In prayer I place her pierced heart in the arms of Our Lady of Sorrows and can’t help but think of Trayvon Martin, Michael Brown, Laquan McDonald, Tamir Rice, and their mothers. Sorrowful mothers all, their pain and injustice held lightly by our Sorrowful Mother whose son was killed by those in power and who committed no crime. I cannot shake this image as I pray the litany of murdered sons names.
Why do people just stand around?
When something like this happens – it happens with too much regularity to be coincidental – I still somewhat foolishly wait for a statement from the Church. I’ve been waiting a long time considering that the Catholic Church teaches that racism (in all its forms) is “in open contradiction of the Gospel.” (CCC 1938). The US Bishops wrote a wonderful document on racism “Brothers and Sisters to Us”. It was published in 1979. Have you heard of it? Read it? Listened to a homily preached on racism anywhere other than a black church? I read it as part of my education at Loyola but have still to this day never once heard a priest preach on racism from the pulpit. While the document is thoughtful and good, it’s also older than I am. Perhaps the issues facing racial minorities in this country have changed in the last 38 years and we the faithful could do with a new one.

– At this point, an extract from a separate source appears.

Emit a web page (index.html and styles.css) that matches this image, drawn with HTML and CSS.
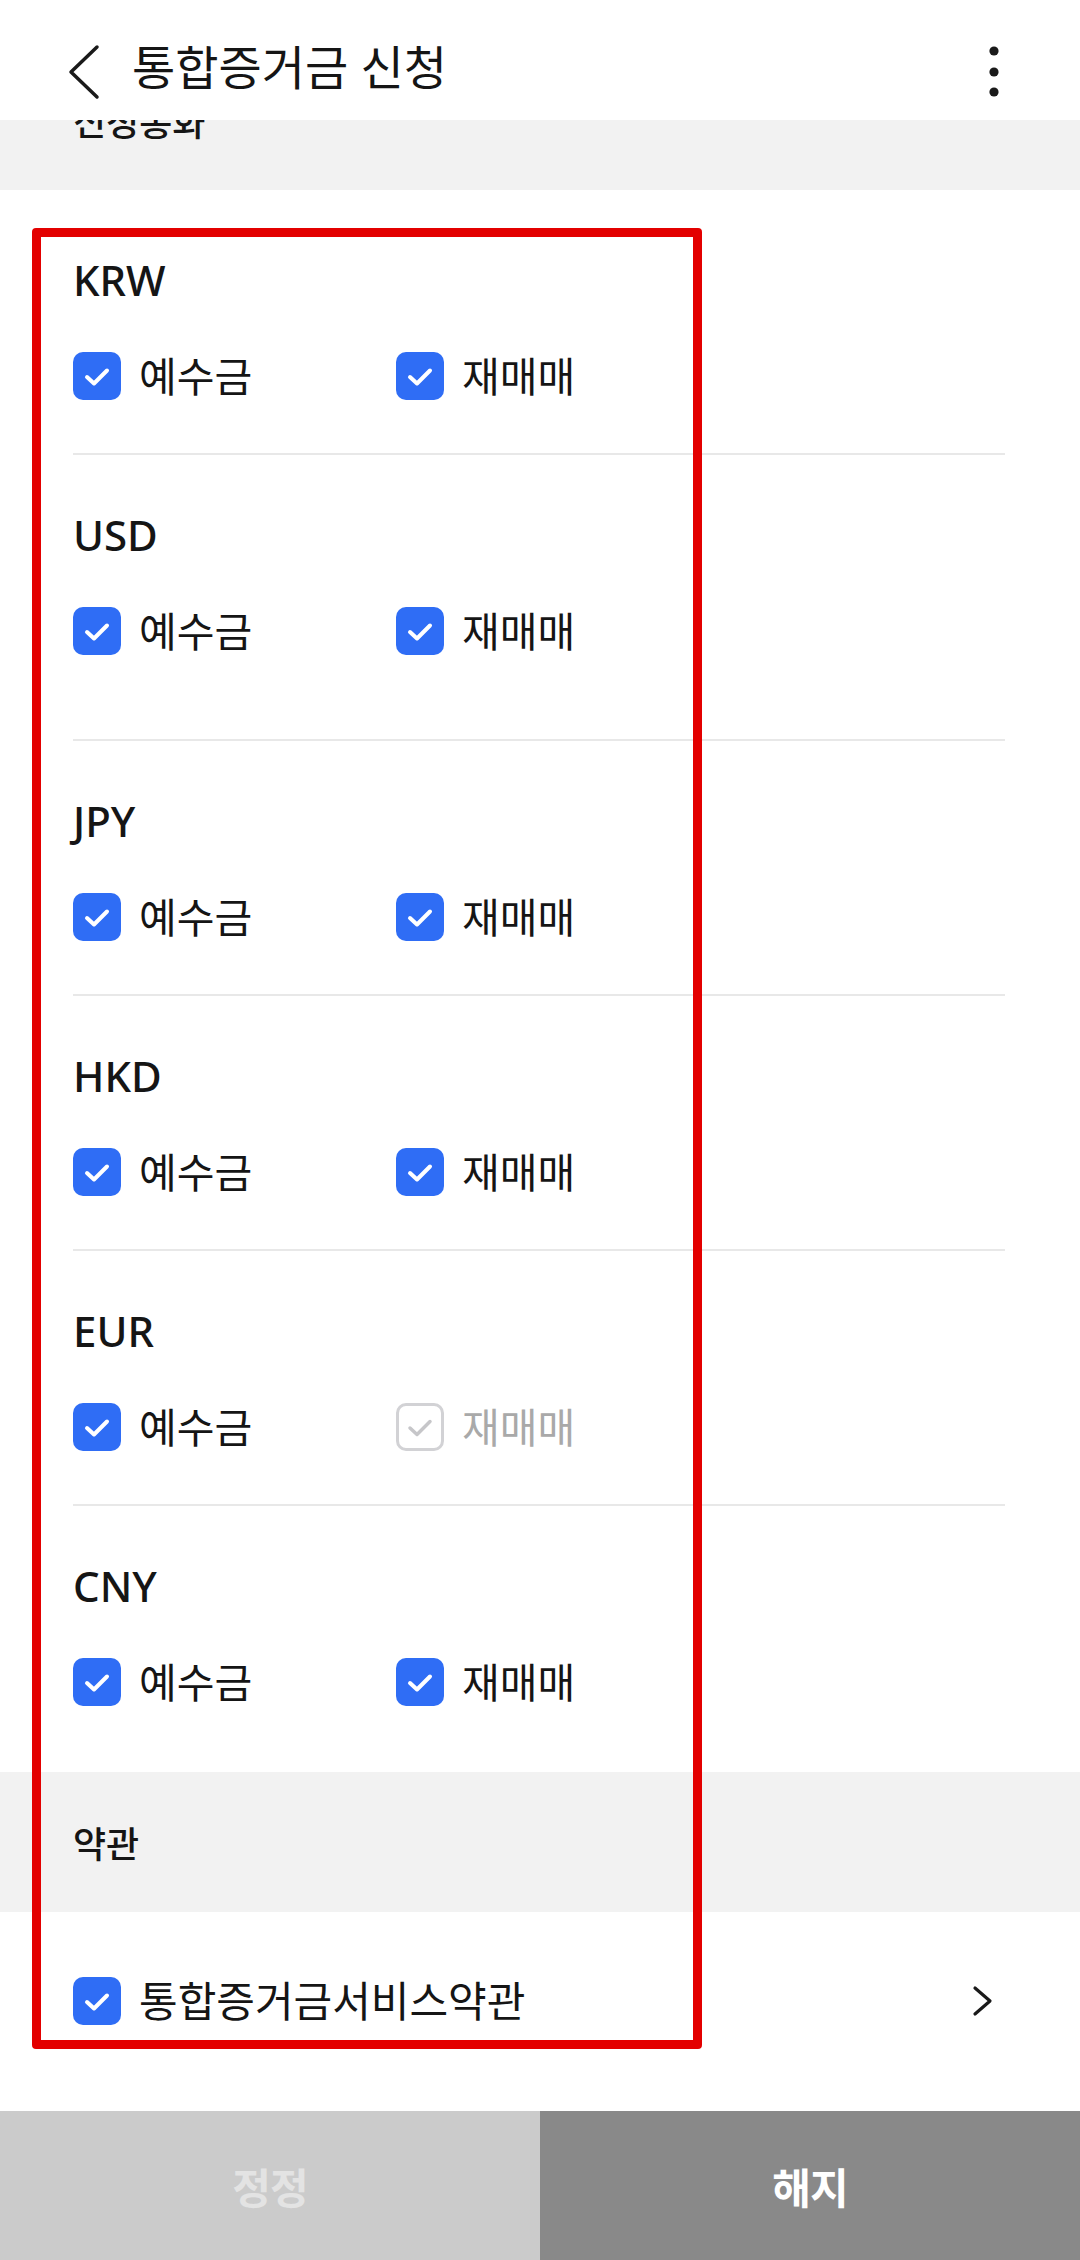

I’m a believer, it’s chaos. Where are our leaders?
I keep going back to Charmaine Edwards, whose beautiful son left to attend a party with his brother – a completely ordinary activity for an American teenager – and instead of ending the night having a milkshake with his brother or a kiss with a girl, he ended it in the morgue. I turn to social media to see what my fellow lay Catholics make of this mess. Predictably, the same small handful of voices are crying out amidst a sea of straining gnats and swallowing camels. Is Jordan Edwards a camel to be swallowed?
Instead its post after post (after post) about Bill Nye – a man with no official title or power over anyone – which obviously means his stupid remarks are more important than an unarmed child being killed by people with actual authority and power. Perhaps if unarmed white teenagers who read Anne of Green Gables and look like our children start getting killed by the police, it will be worthy of attention, rather than one note in the background noise of suburban life.
Maybe I am being too hard on my Church, its leaders and followers. Maybe I am – but I’m also looking in the mirror when I say these things, because the temptation to focus my outrage on Netflix reboots and little girls selling cookies and what really happens when I’m in down-dog pose is all too real. However when I dig deeper under the skin and sinew and down to the bone in moments of prayer and Gospel reflection, I know without a doubt that these are not the places where Jesus is focusing my attention.
Jordan Edwards and every dead black child like him is where the Spirit guides me to think, pray, and act. Matthew 25 is not a list of polite yet optional suggestions. It is the hinge on which the door of our salvation hangs and perhaps it will be Christ who one day says, “It was when you shot one of these least of these, that you shot me.”
May we be able to say that we were believers who didn’t just stand around.